Box set by ABBA
- Released: 7 November 2005
- Recorded: 1969–1982
- Studio: Metronome, Stockholm; Polar, Stockholm; Criteria, Miami; Europafilm, Stockholm; KMH, Stockholm; Marcus, Stockholm; Bohus, Kungälv;
- Genre: Pop
- Label: Polar / Universal Music Group
- Producer: Benny Andersson, Björn Ulvaeus

ABBA chronology
| 18 Hits (2005) | The Complete Studio Recordings (2005) | Number Ones (2006) |

= The Complete Studio Recordings (ABBA album) =

The Complete Studio Recordings is a box set of all of the studio material released by the Swedish pop group ABBA. It was released on 7 November 2005 and consists of 9 CDs and 2 DVDs, plus a full color booklet with a timeline and photos. Another booklet containing complete lyrics to all of the music was also included.
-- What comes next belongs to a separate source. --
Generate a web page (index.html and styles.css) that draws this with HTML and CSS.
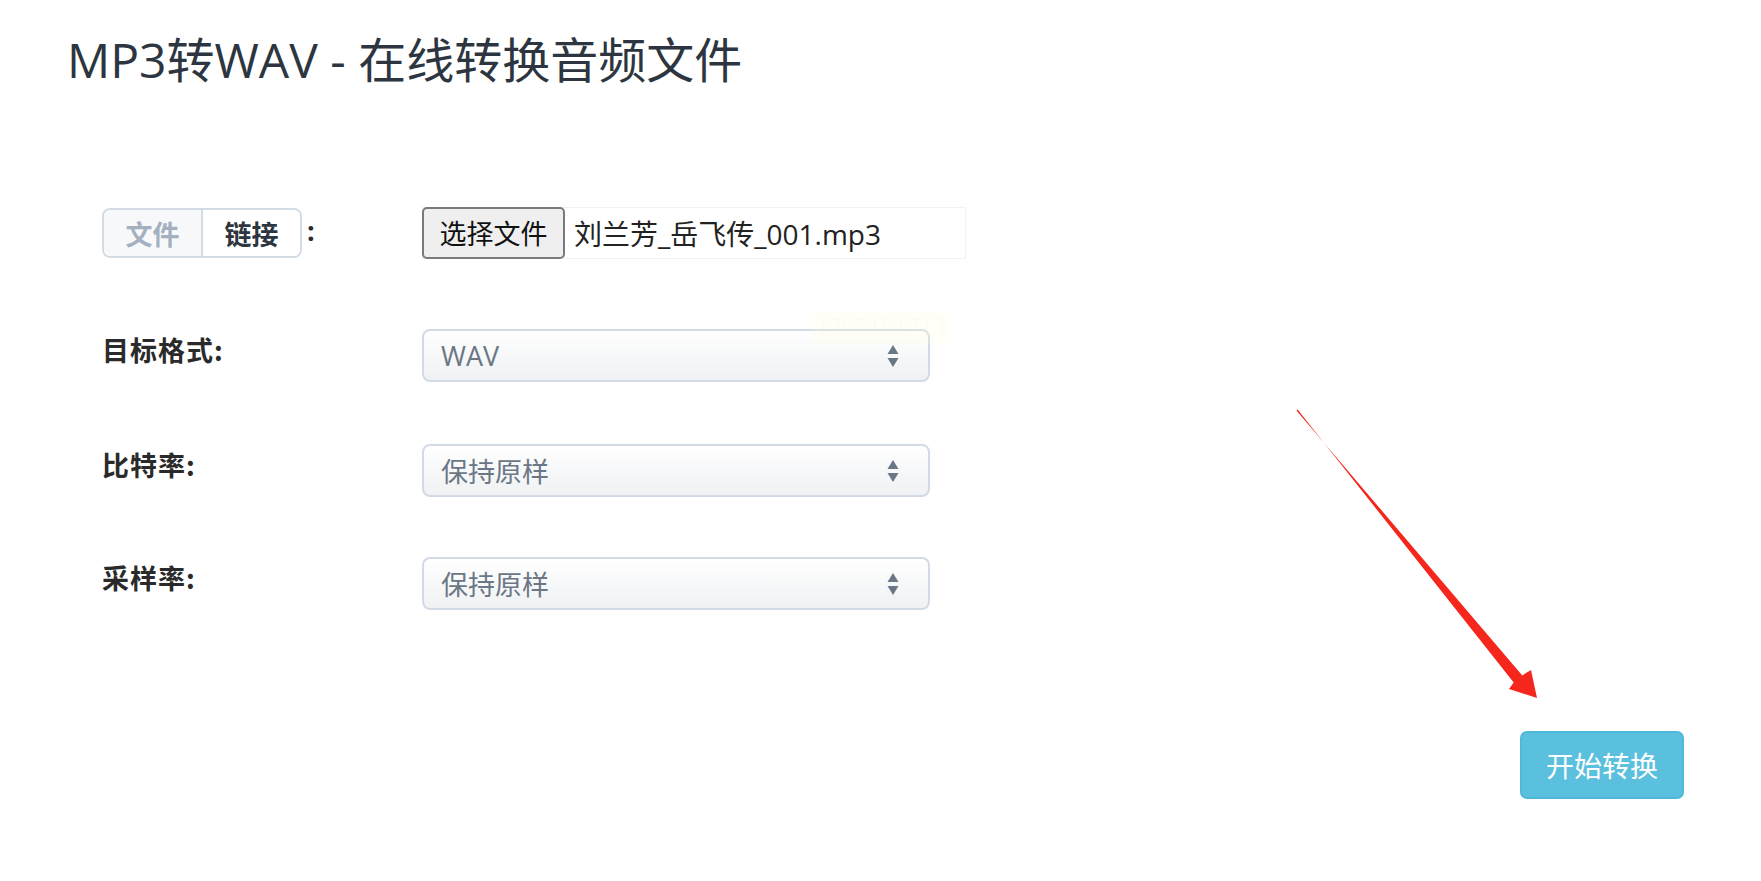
FILE: index.html
```html
<!DOCTYPE html>
<html lang="zh-CN">
<head>
<meta charset="utf-8">
<title>MP3转WAV - 在线转换音频文件</title>
<link rel="stylesheet" href="styles.css">
</head>
<body>
<div class="page">
  <h1 class="title">MP3转WAV - 在线转换音频文件</h1>

  <form class="form">
    <div class="row row-file">
      <div class="label">
        <span class="toggle"><span class="tg tg-off">文件</span><span class="tg tg-on">链接</span></span><span class="colon">:</span>
      </div>
      <div class="control">
        <div class="file">
          <span class="file-btn">选择文件</span><span class="file-name">刘兰芳_岳飞传_001.mp3</span>
        </div>
      </div>
    </div>

    <div class="row row-2">
      <div class="label"><span class="label-text">目标格式:</span></div>
      <div class="control">
        <div class="select"><span class="select-text">WAV</span><span class="caret"><svg width="14" height="24" viewBox="0 0 14 24"><path d="M7 1 L12.5 10 L1.5 10 Z" fill="#6b7785"/><path d="M7 23 L12.5 14 L1.5 14 Z" fill="#6b7785"/></svg></span></div>
      </div>
    </div>

    <div class="row row-3">
      <div class="label"><span class="label-text">比特率:</span></div>
      <div class="control">
        <div class="select"><span class="select-text">保持原样</span><span class="caret"><svg width="14" height="24" viewBox="0 0 14 24"><path d="M7 1 L12.5 10 L1.5 10 Z" fill="#6b7785"/><path d="M7 23 L12.5 14 L1.5 14 Z" fill="#6b7785"/></svg></span></div>
      </div>
    </div>

    <div class="row row-4">
      <div class="label"><span class="label-text">采样率:</span></div>
      <div class="control">
        <div class="select"><span class="select-text">保持原样</span><span class="caret"><svg width="14" height="24" viewBox="0 0 14 24"><path d="M7 1 L12.5 10 L1.5 10 Z" fill="#6b7785"/><path d="M7 23 L12.5 14 L1.5 14 Z" fill="#6b7785"/></svg></span></div>
      </div>
    </div>
  </form>

  <div class="actions">
    <button type="button" class="btn">开始转换</button>
  </div>

  <div class="watermark">1765151713</div>

  <svg class="arrow" width="1761" height="881" viewBox="0 0 1761 881">
    <polygon points="1297.6,409.5 1513.7,682.6 1509,689 1537,698 1531,670 1522.3,675.4 1296.4,410.5" fill="#f5261c"/>
  </svg>
</div>
</body>
</html>
```

FILE: styles.css
```css
html, body {
  margin: 0;
  padding: 0;
  background: #ffffff;
}

body {
  font-family: "Open Sans", "Noto Sans CJK SC", sans-serif;
  color: #333333;
}

.page {
  position: relative;
  width: 1761px;
  height: 881px;
  overflow: hidden;
}

.title {
  margin: 31px 0 0 67px;
  font-size: 48px;
  line-height: 58px;
  font-weight: 400;
  color: #2d3640;
}

.form {
  margin-top: 118px;
  padding-left: 102px;
}

.row {
  display: flex;
  align-items: flex-start;
  height: 53px;
}

.row-2 { margin-top: 69px; }
.row-3 { margin-top: 62px; }
.row-4 { margin-top: 60px; }

.label {
  width: 320px;
  flex: none;
  display: flex;
  align-items: flex-start;
}

.label-text {
  font-family: "Noto Sans CJK SC", sans-serif;
  font-weight: 700;
  font-size: 27px;
  line-height: 36px;
  padding-top: 3px;
  letter-spacing: 1px;
  color: #2a2a2a;
}

.toggle {
  display: flex;
  height: 50px;
  margin-top: 1px;
  border: 2px solid #d3dbe4;
  border-radius: 8px;
  box-sizing: border-box;
  overflow: hidden;
}

.tg {
  display: flex;
  align-items: center;
  justify-content: center;
  width: 97px;
  font-family: "Noto Sans CJK SC", sans-serif;
  font-weight: 700;
  font-size: 27px;
}

.tg-off {
  color: #a4b0bf;
  background: #f6f8fa;
  border-right: 2px solid #d3dbe4;
}

.tg-on {
  color: #2d3640;
  background: #ffffff;
}

.colon {
  font-family: "Open Sans", sans-serif;
  font-weight: 700;
  font-size: 27px;
  line-height: 36px;
  margin-left: 5px;
  padding-top: 6px;
  color: #2a2a2a;
}

.control {
  flex: none;
}

.file {
  display: flex;
  align-items: center;
  width: 544px;
  height: 52px;
  border: 1px solid #f2f2f2;
  box-sizing: border-box;
}

.file-btn {
  display: flex;
  align-items: center;
  justify-content: center;
  height: 52px;
  width: 143px;
  margin: -1px 0 0 -1px;
  box-sizing: border-box;
  border: 2px solid #7a7a7a;
  border-radius: 5px;
  background: #efefef;
  font-family: "Noto Sans CJK SC", sans-serif;
  font-size: 27px;
  color: #111111;
}

.file-name {
  margin-left: 9px;
  font-family: "Open Sans", "Noto Sans CJK SC", sans-serif;
  font-size: 28px;
  color: #222222;
}

.select {
  display: flex;
  align-items: center;
  justify-content: space-between;
  width: 508px;
  height: 53px;
  box-sizing: border-box;
  padding: 0 28px 0 17px;
  border: 2px solid #d2dbe5;
  border-radius: 8px;
  background: linear-gradient(#ffffff, #eff1f3);
}

.select-text {
  font-family: "Open Sans", "Noto Sans CJK SC", sans-serif;
  font-size: 27px;
  color: #6b7785;
}

.caret {
  display: flex;
}

.actions {
  display: flex;
  justify-content: flex-end;
  padding-right: 77px;
  margin-top: 121px;
}

.btn {
  width: 164px;
  height: 68px;
  background: #5bc0de;
  border: 2px solid #4db8d8;
  border-radius: 7px;
  color: #ffffff;
  font-family: "Noto Sans CJK SC", sans-serif;
  font-size: 28px;
  padding: 0;
}

.watermark {
  position: absolute;
  left: 813px;
  top: 311px;
  width: 136px;
  height: 32px;
  background: rgba(255, 255, 210, 0.18);
  color: rgba(240, 240, 225, 0.18);
  font-family: "Liberation Serif", serif;
  font-size: 26px;
  line-height: 32px;
  text-align: center;
}

.arrow {
  position: absolute;
  left: 0;
  top: 0;
  pointer-events: none;
}
```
There is one CD for each of ABBA's 8 studio albums. These CDs also include bonus tracks in the form of non-album tracks and foreign language versions. The final CD contains additional rare tracks, including songs released after the group had disbanded. Of particular interest is the rare alternate mix of "Waterloo", which has never been available on CD before. The extended mono version of "On and On and On"—featuring an extra verse and previously only available as the soundtrack to the song's video—is also released on CD for the first time.
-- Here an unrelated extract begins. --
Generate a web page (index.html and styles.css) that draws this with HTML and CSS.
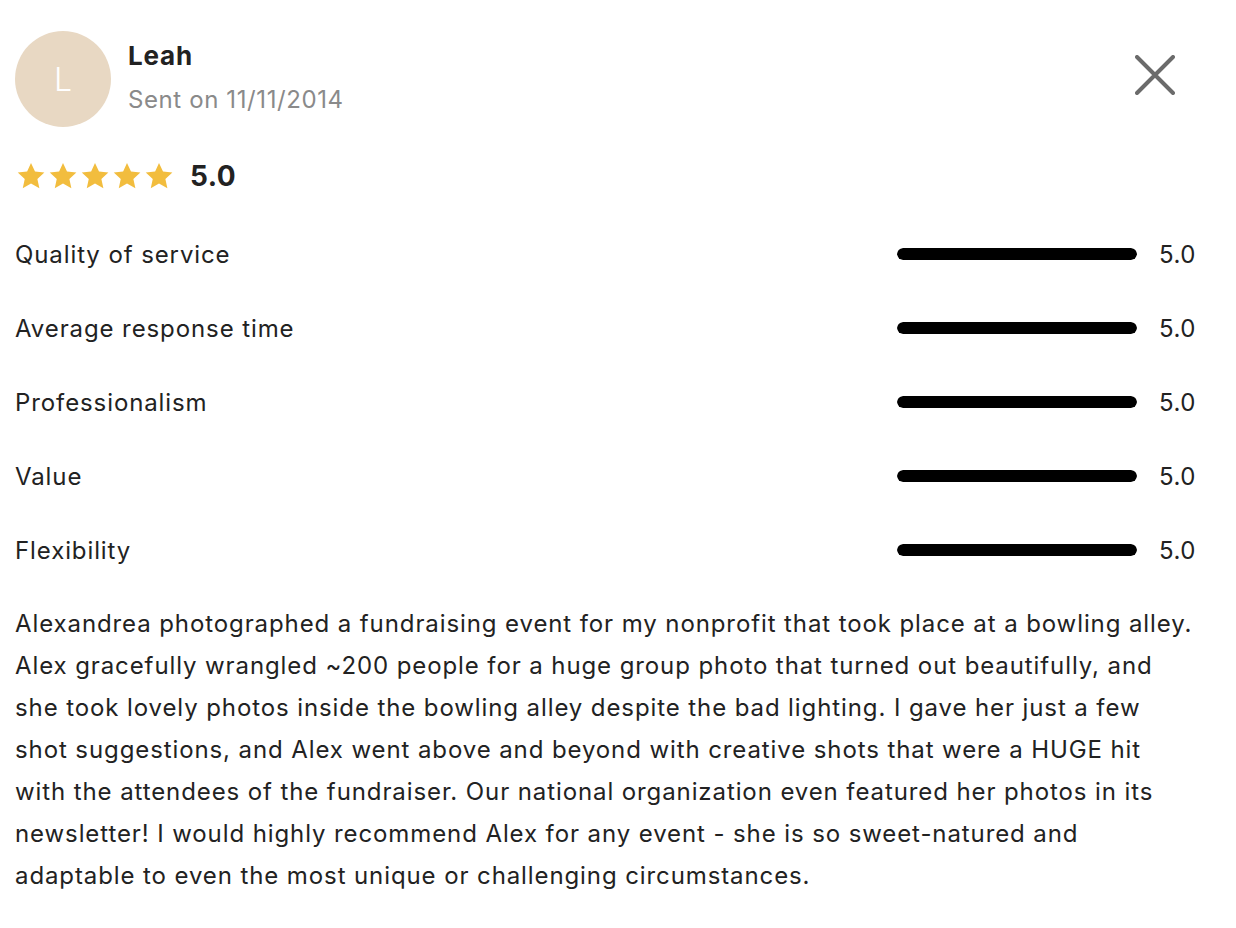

The two DVDs feature all of the band's music videos (except for the "When I Kissed the Teacher" video), plus a documentary (The History) and concert footage from the television special Dick Cavett Meets ABBA, a co-production between Polar Music International and Sveriges Television (SVT). Five of the performances from this program are included on the DVD, as four of the original nine songs are no longer to be found in the SVT archives.

The Complete Studio Recordings was only available for a short period of time and in limited numbers. However, a simpler version of the box set featuring only the 9 CDs and the timeline booklet was released in Denmark in 2006.
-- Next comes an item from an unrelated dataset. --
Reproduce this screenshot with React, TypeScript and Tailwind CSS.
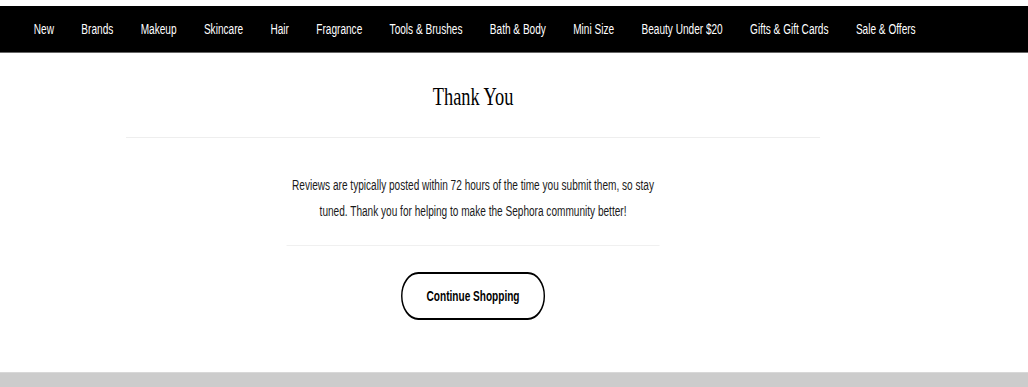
import React from 'react'

const navItems = [
  'New',
  'Brands',
  'Makeup',
  'Skincare',
  'Hair',
  'Fragrance',
  'Tools & Brushes',
  'Bath & Body',
  'Mini Size',
  'Beauty Under $20',
  'Gifts & Gift Cards',
  'Sale & Offers',
]

export default function App() {
  return (
    <div className="w-[1028px] h-[387px] overflow-hidden bg-white font-['Liberation_Sans',Arial,sans-serif]">
      {/* the whole page is drawn narrow, so lay it out wide and squeeze it */}
      <div className="w-[1428px] origin-top-left scale-x-[0.72]">
        <nav className="mt-[6px] h-[47px] bg-black border-b border-[#666] flex items-center gap-[38px] pl-[47px]">
          {navItems.map((item) => (
            <span key={item} className="text-white text-[14px] whitespace-nowrap">
              {item}
            </span>
          ))}
        </nav>

        <main className="w-[1314px] flex flex-col items-center">
          <h1 className="mt-[29px] text-[25.5px] leading-[30px] text-black font-['Liberation_Serif','Times_New_Roman',serif]">
            Thank You
          </h1>
          <div className="mt-[25px] w-[964px] h-px bg-[#eeeeee]" />

          <p className="mt-[34px] w-[518px] text-center text-[14px] leading-[26px] text-[#1a1a1a]">
            Reviews are typically posted within 72 hours of the time you submit them, so stay tuned. Thank you for
            helping to make the Sephora community better!
          </p>
          <div className="mt-[21px] w-[518px] h-px bg-[#f0f0f0]" />

          <button className="mt-[26px] w-[200px] h-[48px] rounded-full border-2 border-black bg-white text-[14px] font-bold text-black">
            Continue Shopping
          </button>
        </main>
      </div>
      <div className="mt-[52px] h-[20px] bg-[#cccccc] border-t border-[#d8d8d8]" />
    </div>
  )
}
The box set was re-released in 2008 to coincide with the release of Mamma Mia! but had limited chart success, mainly due to its high price tag.

As of 2020, The Complete Studio Recordings is not in print and many of the tracks included have made their way on to deluxe editions of ABBA's established albums. As of 2021, this set is no longer “complete” as ABBA released the reunion album Voyage.

Professional ratings
Review scores
| Source | Rating |
| AllMusic |  |
| The Encyclopedia of Popular Music |  |
| Yahoo! Music |  |

==Track listings==

===CD 1: Ring Ring (1973)===
1. "Ring Ring"
2. "Another Town, Another Train"
3. "Disillusion"
4. "People Need Love"
5. "I Saw It in the Mirror"
6. "Nina, Pretty Ballerina"
7. "Love Isn't Easy (But It Sure Is Hard Enough)"
8. "Me and Bobby and Bobby’s Brother"
9. "He Is Your Brother"
10. "She's My Kind of Girl"
11. "I Am Just a Girl"
12. "Rock'n Roll Band"
Bonus tracks

- "Ring Ring (Bara du slog en signal)" (Swedish version of "Ring Ring")
- "Åh, vilka tider"
- "Merry-Go-Round"
- "Santa Rosa"
- "Ring Ring" (Spanish version)
- "Wer Im Wartesaal Der Liebe Steht" (German version of "Another Town, Another Train")
- "Ring Ring" (German version)

===CD 2: Waterloo (1974)===
1. "Waterloo"
2. "Sitting in the Palmtree"
3. "King Kong Song"
4. "Hasta Mañana"
5. "My Mama Said"
6. "Dance (While the Music Still Goes On)"
7. "Honey, Honey"
8. "Watch Out"
9. "What About Livingstone?"
10. "Gonna Sing You My Lovesong"
11. "Suzy-Hang-Around"
Bonus tracks

- "Ring Ring" (U.S. 1974 remix)
- "Waterloo" (Swedish version)
- "Honey, Honey" (Swedish version)
- "Waterloo" (German version)
- "Hasta Mañana" (Spanish version)
- "Ring Ring" (UK 1974 remix)
- "Waterloo" (French version)

===CD 3: ABBA (1975)===
1. "Mamma Mia"
2. "Hey, Hey Helen"
3. "Tropical Loveland"
4. "SOS"
5. "Man in the Middle"
6. "Bang-A-Boomerang"
7. "I Do, I Do, I Do, I Do, I Do"
8. "Rock Me"
9. "Intermezzo No. 1"
10. "I've Been Waiting for You"
11. "So Long"
Bonus tracks

- "Crazy World"
- "Medley: Pick a Bale of Cotton – On Top of Old Smokey – Midnight Special" (1978 remix)
- "Mamma Mia" (Spanish version)

===CD 4: Arrival (1976)===
1. "When I Kissed the Teacher"
2. "Dancing Queen"
3. "My Love, My Life"
4. "Dum Dum Diddle"
5. "Knowing Me, Knowing You"
6. "Money, Money, Money"
7. "That's Me"
8. "Why Did It Have to Be Me?"
9. "Tiger"
10. "Arrival"
Bonus tracks

- "Fernando" (from Greatest Hits (1975))
- "Happy Hawaii" (Early version of "Why Did It Have to Be Me?")
- "La Reina Del Baile" (Spanish version of "Dancing Queen")
- "Conociéndome, Conociéndote" (Spanish version of "Knowing Me, Knowing You")
- "Fernando" (Spanish version)

===CD 5: The Album (1977)===
1. "Eagle"
2. "Take a Chance on Me"
3. "One Man, One Woman"
4. "The Name of the Game"
5. "Move On"
6. "Hole in Your Soul"
The Girl With the Golden Hair–3 Scenes From a Mini-Musical

- "Thank You for the Music"
- "I Wonder (Departure)"
- "I'm a Marionette"

Bonus tracks

- "Al Andar" (Spanish version of "Move On")
- "Gracias Por La Música" (Spanish version of "Thank You for the Music")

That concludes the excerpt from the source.